Le salaire du travail va tantôt monter, tantôt baisser, suivant les rapports entre l'offre et la demande, suivant la forme que prend la concurrence entre les acheteurs de la force de travail, les capitalistes, et les vendeurs de la force de travail, les ouvriers. Aux fluctuations des prix des marchandises en général correspondent les fluctuations du salaire. Mais dans les limites de ces fluctuations, le prix du travail sera déterminé par les frais de production, par le temps de travail qui est nécessaire pour produire cette marchandise, la force de travail.

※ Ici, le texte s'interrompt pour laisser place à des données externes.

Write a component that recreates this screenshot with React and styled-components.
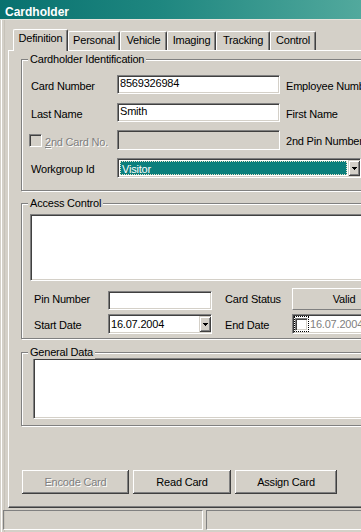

Or, quels sont les frais de production de la force de travail elle-même?

Ce sont les frais qui sont nécessaires pour conserver l'ouvrier en tant qu'ouvrier et pour en faire un ouvrier.

Aussi, moins un travail exige de temps de formation professionnelle, moins les frais de production de l'ouvrier sont grands et plus le prix de son travail, son salaire, est bas. Dans les branches d'industrie où l'on n'exige presque pas d'apprentissage et où la simple existence matérielle de l'ouvrier suffit, les frais de production qui sont nécessaires à ce dernier se bornent presque uniquement aux marchandises indispensables à l'entretien de sa vie de manière à lui conserver sa capacité de travail. C'est pourquoi le prix de son travail sera déterminé par le prix des moyens de subsistance nécessaires.

Cependant, il s'y ajoute encore une autre considération. Le fabricant, qui calcule ses frais de production et d'après ceux-ci le prix des produits, fait entrer en ligne de compte l'usure des instruments de travail. Si une machine lui coûte par exemple 1 000 marks et qu'il l'use en dix ans, il ajoute chaque année 100 marks au prix de la marchandise pour pouvoir remplacer au bout de dix ans la machine usée par une neuve. Il faut comprendre de la même manière, dans les frais de production de la force de travail simple, les frais de reproduction grâce auxquels l'espèce ouvrière est mise en état de s'accroître et de remplacer les ouvriers usés par de nouveaux. L'usure de l'ouvrier est donc portée en compte de la même façon que l'usure de la machine.

Les frais de production de la force de travail simple se composent donc des frais d'existence et de reproduction de l'ouvrier. Le prix de ces frais d'existence et de reproduction constitue le salaire. Le salaire ainsi déterminé s'appelle le minimum de salaire. Ce minimum de salaire, tout comme la détermination du prix des marchandises par les frais de production en général, joue pour l'espèce et non pour l'individu pris isolément. Il y a des ouvriers qui, par millions, ne reçoivent pas assez pour pouvoir exister et se reproduire; mais le salaire de la classe ouvrière tout entière est, dans les limites de ses oscillations, égal à ce minimum.

Maintenant que nous avons fait la clarté sur les lois les plus générales qui régissent le salaire ainsi que le prix de toute autre marchandise, nous pouvons entrer plus avant dans notre sujet.